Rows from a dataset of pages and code

○ ○ ○ ○

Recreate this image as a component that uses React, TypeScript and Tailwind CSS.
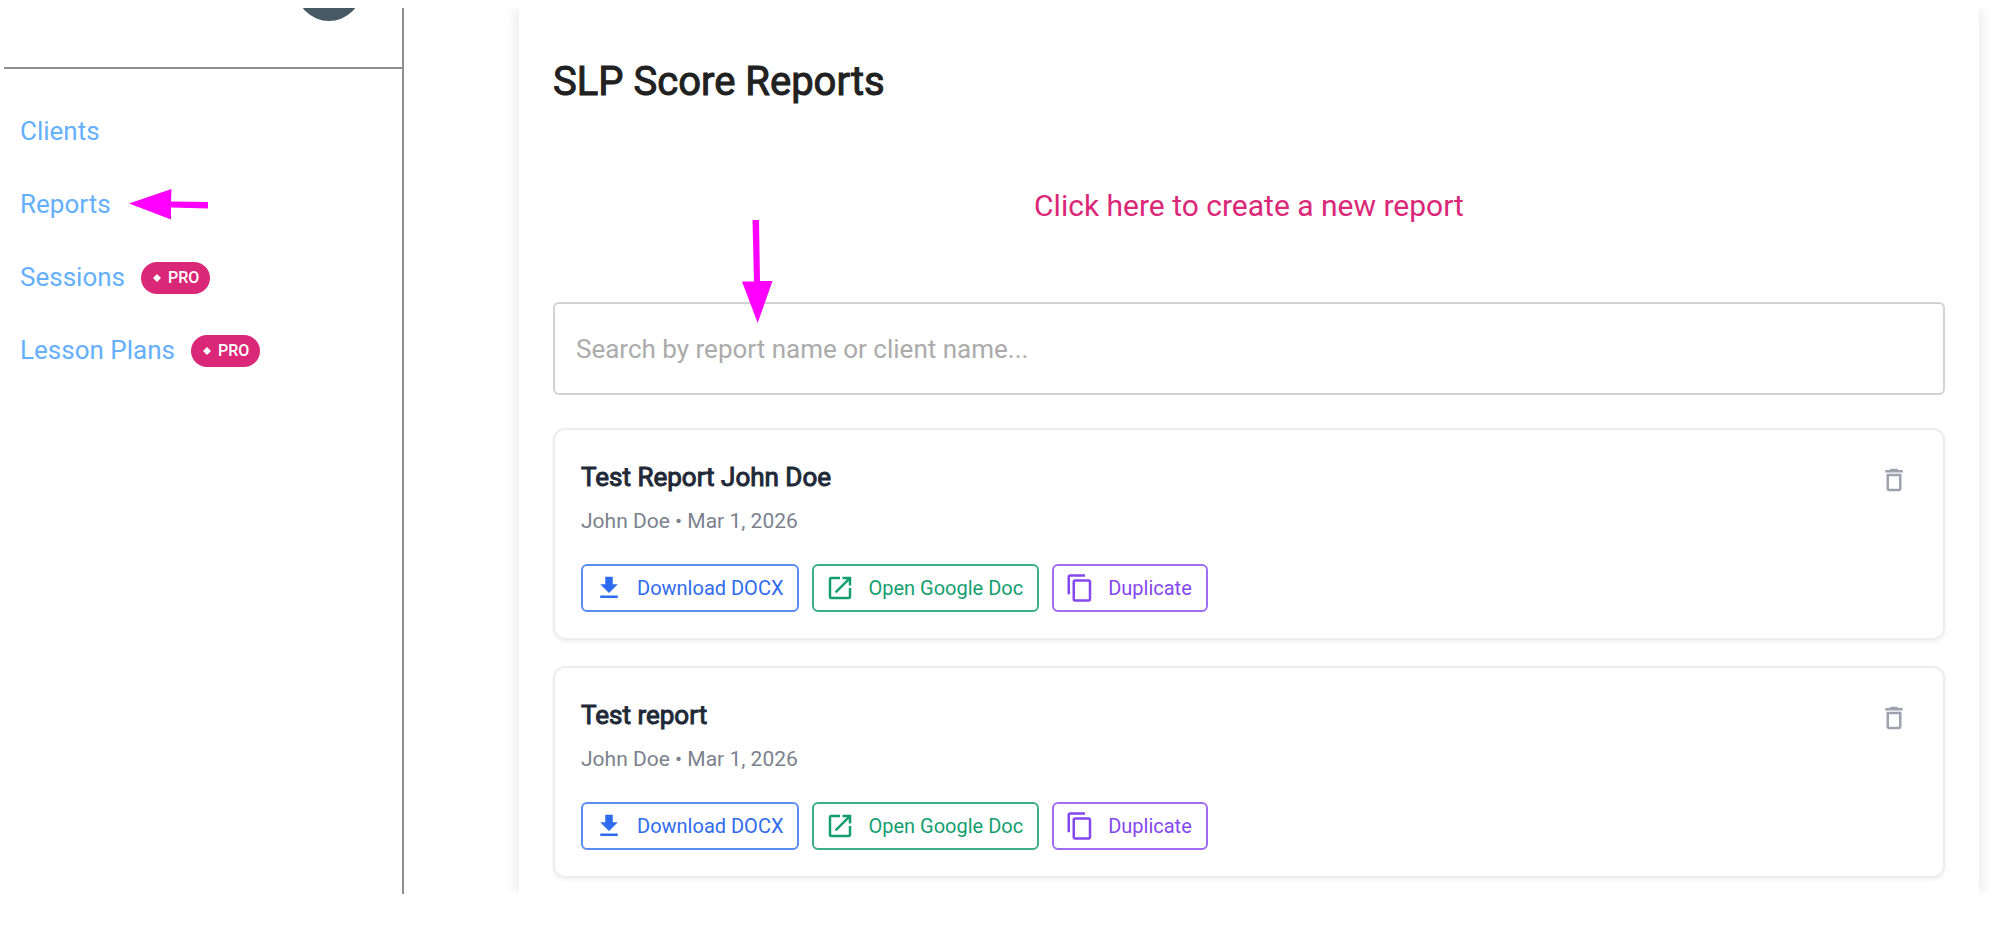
import { useState } from "react";
import type { ReactNode } from "react";
import { MdContentCopy, MdDeleteOutline, MdDownload, MdOpenInNew } from "react-icons/md";

type NavItem = { label: string; pro?: boolean; marked?: boolean };
type Report = { id: number; name: string; client: string; date: string };

const NAV_ITEMS: NavItem[] = [
  { label: "Clients" },
  { label: "Reports", marked: true },
  { label: "Sessions", pro: true },
  { label: "Lesson Plans", pro: true },
];

const REPORTS: Report[] = [
  { id: 1, name: "Test Report John Doe", client: "John Doe", date: "Mar 1, 2026" },
  { id: 2, name: "Test report", client: "John Doe", date: "Mar 1, 2026" },
];

function ProBadge() {
  return (
    <span className="flex h-8 items-center gap-[7px] rounded-full bg-[#db2777] pr-[11px] pl-3 text-base font-medium text-white">
      <svg viewBox="0 0 8 8" className="size-2 fill-current" aria-hidden="true">
        <path d="M4 0 8 4 4 8 0 4z" />
      </svg>
      PRO
    </span>
  );
}

function Sidebar() {
  return (
    <aside className="w-[400px] shrink-0 border-r-2 border-[#8f8f8f]">
      <div className="relative h-[61px] overflow-hidden border-b-2 border-[#8f8f8f]">
        <div className="absolute right-10 bottom-[46px] size-[66px] rounded-full bg-[#455a64]" />
      </div>
      <nav className="flex flex-col pt-[26px] pl-4">
        {NAV_ITEMS.map((item) => (
          <div key={item.label} className="flex h-[73px] items-center gap-4">
            <a href="#" className="text-[26px] text-[#64b0ff]">
              {item.label}
            </a>
            {item.pro && <ProBadge />}
            {item.marked && (
              <svg viewBox="0 0 82 32" className="h-8 w-[82px] fill-[#ff00ff]" aria-hidden="true">
                <path d="M2 14.500 44.500 0 44 12.500 81 13V19.500L44 18.500V30.500z" />
              </svg>
            )}
          </div>
        ))}
      </nav>
    </aside>
  );
}

function ActionButton({ icon, label, className }: { icon: ReactNode; label: string; className: string }) {
  return (
    <button className={`flex h-12 items-center gap-[13px] rounded-md border-2 pr-[14px] pl-[11px] text-xl ${className}`}>
      {icon}
      {label}
    </button>
  );
}

function ReportCard({ report }: { report: Report }) {
  return (
    <article className="rounded-xl border-2 border-[#ededf1] p-[26px] pt-[27px] shadow-[0_2px_4px_rgba(0,0,0,0.06)]">
      <div className="flex items-start justify-between">
        <div>
          <h2 className="text-[26px] leading-[40px] font-normal text-[#1f2937] [-webkit-text-stroke:1px]">
            {report.name}
          </h2>
          <p className="mt-2 text-[21px] leading-[32px] text-[#7b818d]">
            {report.client} • {report.date}
          </p>
        </div>
        <button aria-label={`Delete ${report.name}`} className="mt-2 mr-2 text-[#9ca3af]">
          <MdDeleteOutline className="size-[30px]" />
        </button>
      </div>
      <div className="mt-[27px] flex gap-[13px]">
        <ActionButton
          icon={<MdDownload className="size-[30px]" />}
          label="Download DOCX"
          className="border-[#5c8df5] text-[#2f6bee]"
        />
        <ActionButton
          icon={<MdOpenInNew className="size-[30px]" />}
          label="Open Google Doc"
          className="border-[#3dae85] text-[#149e70]"
        />
        <ActionButton
          icon={<MdContentCopy className="size-[30px]" />}
          label="Duplicate"
          className="border-[#a06cf5] text-[#8547ef]"
        />
      </div>
    </article>
  );
}

export default function App() {
  const [query, setQuery] = useState("");

  const visible = REPORTS.filter((r) => `${r.name} ${r.client}`.toLowerCase().includes(query.toLowerCase()));

  return (
    <div className="h-screen overflow-hidden bg-white pt-2 pb-[45px] pl-1 font-[Roboto,sans-serif]">
      <div className="flex h-full overflow-hidden">
        <Sidebar />
        <main className="mr-5 ml-[115px] flex-1 px-[34px] pt-[50px] shadow-[0_0_16px_rgba(0,0,0,0.12)]">
          <h1 className="text-[40px] leading-[48px] font-normal text-[#212121] [-webkit-text-stroke:1px]">
            SLP Score Reports
          </h1>
          <div className="mt-[76px] flex justify-center">
            <a href="#" className="text-[30px] leading-[48px] text-[#db2777]">
              Click here to create a new report
            </a>
          </div>
          <div className="relative mt-[72px]">
            <input
              type="text"
              aria-label="Search reports"
              value={query}
              onChange={(e) => setQuery(e.target.value)}
              placeholder="Search by report name or client name..."
              className="block h-[93px] w-full rounded-md border-2 border-[#d2d2d2] px-[21px] text-[26px] placeholder:text-[#ababab]"
            />
            <svg
              viewBox="0 0 31 103"
              className="pointer-events-none absolute -top-[82px] left-[189px] h-[103px] w-[31px] fill-[#ff00ff]"
              aria-hidden="true"
            >
              <path d="M10.500 0H17L18 61H30.500L15.700 103 0 61.500H12z" />
            </svg>
          </div>
          <div className="mt-[33px] flex flex-col gap-[26px]">
            {visible.map((report) => (
              <ReportCard key={report.id} report={report} />
            ))}
          </div>
        </main>
      </div>
    </div>
  );
}
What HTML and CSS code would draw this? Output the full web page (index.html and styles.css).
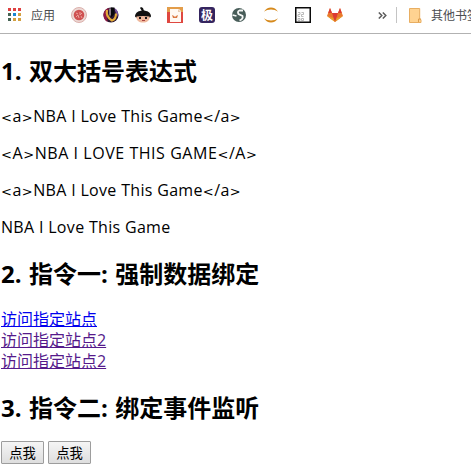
FILE: index.html
```html
<!DOCTYPE html>
<html lang="zh-CN">
<head>
<meta charset="utf-8">
<title>Vue</title>
<link rel="stylesheet" href="styles.css">
</head>
<body>
<nav class="bar">
  <svg class="apps" width="14" height="14" viewBox="0 0 14 14" shape-rendering="crispEdges"><path fill="#df4040" d="M0 0h3v3H0zM5 0h3v3H5zM10 0h3v3h-3z"/><path fill="#466454" d="M0 5h3v3H0zM0 10h3v3H0z"/><path fill="#1685d2" d="M5 5h3v3H5z"/><path fill="#d3a041" d="M10 5h3v3h-3zM5 10h3v3H5zM10 10h3v3h-3z"/></svg>
  <span class="label">应用</span>
  <div class="icons">
    <svg viewBox="0 0 16 16"><circle cx="8" cy="8" r="7.5" fill="#ecd8d4" stroke="#dbb0ac"/><circle cx="8" cy="8" r="5.3" fill="#cf5151"/><path d="M5 6l2 1M9 5v3l2-2M5 10l2-2 1 3M10 9l1 2" stroke="#eba09a" fill="none"/></svg>
    <svg viewBox="0 0 16 16"><circle cx="8" cy="8" r="7.5" fill="#2b1730"/><path d="M6 1C2 2 0 5 .5 9c.4 3 2 5 4 6L4 8z" fill="#8d1743"/><path d="M11 1c3 1 5 5 4 9l-2-4z" fill="#78529b"/><path d="M4 3C3 7 5 11 9 13.500c3-1 4-3 4-7" fill="none" stroke="#e4aa38" stroke-width="2.2"/><path d="M8 .5v10l3.500-3.500V.5z" fill="#08080b"/><path d="M7 1.500v7" stroke="#e9ddd5"/></svg>
    <svg viewBox="0 0 16 16"><path d="M7 4L5 1l1-1 2 1 1 3z" fill="#111"/><path d="M0 9.5C0 5.5 4 3.5 8 3.5s8 2 8 6l-1 1H1z" fill="#111"/><path d="M1.5 9.5q6.5-1 13 0c.5 4-2.5 6-6.5 6s-7-2-6.5-6z" fill="#efb89c"/><path d="M4 10h2v2H4zM10 10h2v2h-2z" fill="#19191c"/><path d="M7 13.5h3" stroke="#a94440"/></svg>
    <svg viewBox="0 0 16 16"><path d="M0 0h16v16H0z" fill="#df4740"/><path d="M0 0h16v5H0z" fill="#e39d4a"/><path d="M3 2h9l2 2v11H3z" fill="#fff9f2"/><path d="M11 2v3h3" fill="#e8c9ae"/><path d="M5 8l2 1 1 1 1-1 2-1-1 3H6z" fill="#db7942"/></svg>
    <svg viewBox="0 0 16 16"><rect width="16" height="16" rx="3" fill="#35255f"/><text class="ji" x="8" y="12.5" text-anchor="middle">极</text></svg>
    <svg viewBox="0 0 16 16"><circle cx="8" cy="8" r="7" fill="#485d59"/><path d="M12 3.5H8.500q-2.500 1-1 3.500l4 2q1 3-3 4.500M1.500 8l4 1" fill="none" stroke="#f5f7f6" stroke-width="1.8"/></svg>
    <svg viewBox="0 0 16 16"><path d="M1 4.8C4-.9 12-.9 15 4.8 11 1.8 5 1.8 1 4.8zM1 11.2c3 5.7 11 5.7 14 0-4 3-10 3-14 0z" fill="#d68a1d"/></svg>
    <svg viewBox="0 0 16 16"><path d="M.75.75h14.5v14.5H.75z" fill="#fff" stroke="#0b0b0b" stroke-width="1.5"/><path d="M3 5.500h2v2H3v2h2M6.500 5.500h2v2h-2v2h2M3 11.500h2v2H3zM6.500 11.500h2v2h-2z" fill="none" stroke="#aaa" stroke-width=".8"/></svg>
    <svg viewBox="0 0 16 16"><path d="M3 1L0 9l8 6 8-6-3-8-2 5H5z" fill="#e9782d"/><path d="M3 1L1.2 6H5zM13 1l1.8 5H11zM5 6h6l-3 9z" fill="#db3b33"/><path d="M0 9l8 6-2-4zM16 9l-8 6 2-4z" fill="#e6a42d"/></svg>
  </div>
  <svg class="more" width="9" height="7" viewBox="0 0 9 7"><path d="M.8.5l3 3-3 3M4.8.5l3 3-3 3" fill="none" stroke="#5c5c5c" stroke-width="1.5"/></svg>
  <i class="sep"></i>
  <svg class="folder" width="13" height="15" viewBox="0 0 13 15"><path d="M.5.5h10.2v10.700l1.300.5v2.800H.5z" fill="#ffd391" stroke="#e8ae62"/><path d="M9.500 14v-3H12" fill="none" stroke="#dd9d4d"/></svg>
  <span class="label">其他书签</span>
</nav>
<main class="page">
  <h2>1. 双大括号表达式</h2>
  <p><b>&lt;</b>a<b>&gt;</b>NBA I Love This Game<b>&lt;</b>/a<b>&gt;</b></p>
  <p class="upper"><b>&lt;</b>A<b>&gt;</b>NBA I LOVE THIS GAME<b>&lt;</b>/A<b>&gt;</b></p>
  <p><b>&lt;</b>a<b>&gt;</b>NBA I Love This Game<b>&lt;</b>/a<b>&gt;</b></p>
  <p>NBA I Love This Game</p>
  <h2>2. 指令一: 强制数据绑定</h2>
  <div class="links">
    <a class="new" href="#a">访问指定站点</a>
    <a href="#b">访问指定站点2</a>
    <a href="#c">访问指定站点2</a>
  </div>
  <h2>3. 指令二: 绑定事件监听</h2>
  <div class="buttons"><button>点我</button><button>点我</button></div>
</main>
</body>
</html>
```
FILE: styles.css
```css
body {
  margin: 0;
  overflow: hidden;
  background: #fff;
  color: #000;
  font: 16px/21px "Open Sans", "Noto Sans CJK SC", sans-serif;
}
.bar {
  display: flex;
  align-items: center;
  box-sizing: border-box;
  width: 100%;
  height: 34px;
  padding: 0 0 3px 8px;
  overflow: hidden;
  border-bottom: 1px solid #b2b2b2;
}
.bar svg { flex: none; }
.apps { margin-right: 9px; }
.label {
  flex: none;
  padding-top: 2px;
  color: #4b4d50;
  font-size: 12px;
  line-height: 20px;
  white-space: nowrap;
}
.icons {
  display: flex;
  flex: none;
  gap: 16px;
  margin-left: 16px;
}
.icons svg { width: 16px; height: 16px; }
.ji { fill: #fff; font-size: 12px; font-weight: 700; }
.more { margin-left: 35px; }
.sep {
  flex: none;
  width: 1px;
  height: 16px;
  margin: 0 12px 0 9px;
  background: #c4c4c4;
}
.folder { margin-right: 9px; }
.page { padding: 0 1px; }
h2 {
  margin: 20px 0 19px;
  font-size: 24px;
  line-height: 32px;
  white-space: nowrap;
  word-spacing: 1.2px;
}
h2:first-child { margin-top: 21px; }
p {
  margin: 16px 0;
  letter-spacing: 0.32px;
  white-space: nowrap;
}
.upper { letter-spacing: 0.55px; }
p b {
  font: 13px/1 "DejaVu Sans", sans-serif;
  letter-spacing: 0.6px;
}
.links { display: flex; flex-direction: column; align-items: flex-start; }
.links a {
  color: #551a8b;
  text-decoration: underline;
}
.links .new { color: #0000ee; }
.links + h2 { margin-bottom: 17px; }
.buttons { display: flex; gap: 4px; }
button {
  width: 43px;
  height: 23px;
  padding: 0;
  border: 1px solid #9d9d9d;
  border-radius: 1px;
  background: linear-gradient(#f5f5f5, #dedede);
  color: #000;
  font: 13.33px/19px "Noto Sans CJK SC", sans-serif;
}
```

○ ○ ○ ○

What you are asked to do: Set the lines above down again, word for word, from the first through the one containing "number; name: string;"; pictures excluded.

Full solution:
Recreate this image as a component that uses React, TypeScript and Tailwind CSS.
import { useState } from "react";
import type { ReactNode } from "react";
import { MdContentCopy, MdDeleteOutline, MdDownload, MdOpenInNew } from "react-icons/md";

type NavItem = { label: string; pro?: boolean; marked?: boolean };
type Report = { id: number; name: string; client: string; date: string };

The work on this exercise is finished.